Utilizing the Disk Utility
Some readers have pointed out in the Ubuntu article that the whole process of creating a USB installation disk can be done the “GUI-way” using the Disk Utility (Applications/Utilities/Disk Utility.app), so we’ll try that route in creating our USB installation drive for upgrading your Mac to Leopard.
As the installation DVD is almost 7 GB in size, we’ll need a USB thumb drive with at least that amount of space. I used an 8 GB thumb drive, but larger types or even a USB external drive with an empty partition above 7 GB could also be used.
The first thing to do is to format the drive. Select the drive from the left pane of Disk Utility then click the “Erase” tab.

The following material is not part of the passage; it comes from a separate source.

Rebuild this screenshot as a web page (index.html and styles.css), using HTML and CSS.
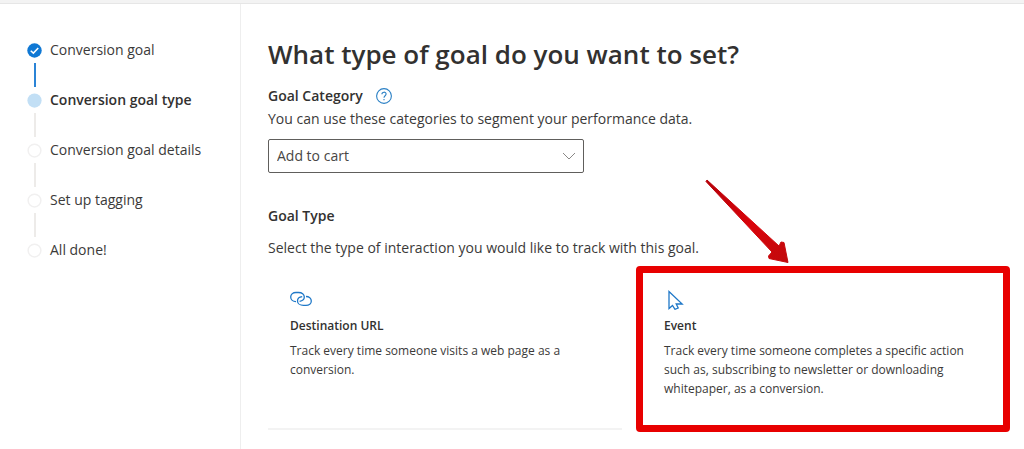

Choose “Mac OS Extended (Journaled)” from the “Format” option, then give a name to the disk and click the “Erase” button.
After the formatting process is finished, go to the “Restore” tab to ‘restore’ the content of the installation disc into the USB drive. Select then drag and drop the source image (Snow Leopard) and the destination (the USB drive) from the left pane to the corresponding place. Note: you can choose a disk image from a physical disc, an image file – on the hard drive or web location – as the source.
Then click the “Restore” button to start the process, which will roughly take about half an hour.
After the restoring process is finished, we can see that the USB drive has been transformed into an installation disk.
However, we can’t do the installation by clicking the “Install Mac OS X” logo. You’ll just get the warning sign ‘The application “Install Mac OS X” cannot be used from this volume‘.
Now, let’s continue with the real deal.
The installation process
Eject the DVD but leave the USB plugged in. Restart the system and press the “Alt” key on the keyboard during restarting. You will have the option to boot from the hard disk or a USB disk; I guess you know which one to choose, right? :)
The whole installation – or upgrade, some would say – process took about 50 minutes. Then you’ll get the thank you window saying that everything’s done.
There are some applications that are still incompatible with Snow Leopard, which is to be expected at the early stage of every new OS. They are moved to the “Incompatible Software” folder in the start up disk. If you’d like to find out who they are, click the “More Info” button.
And I think now is the time to say hello to our new OS.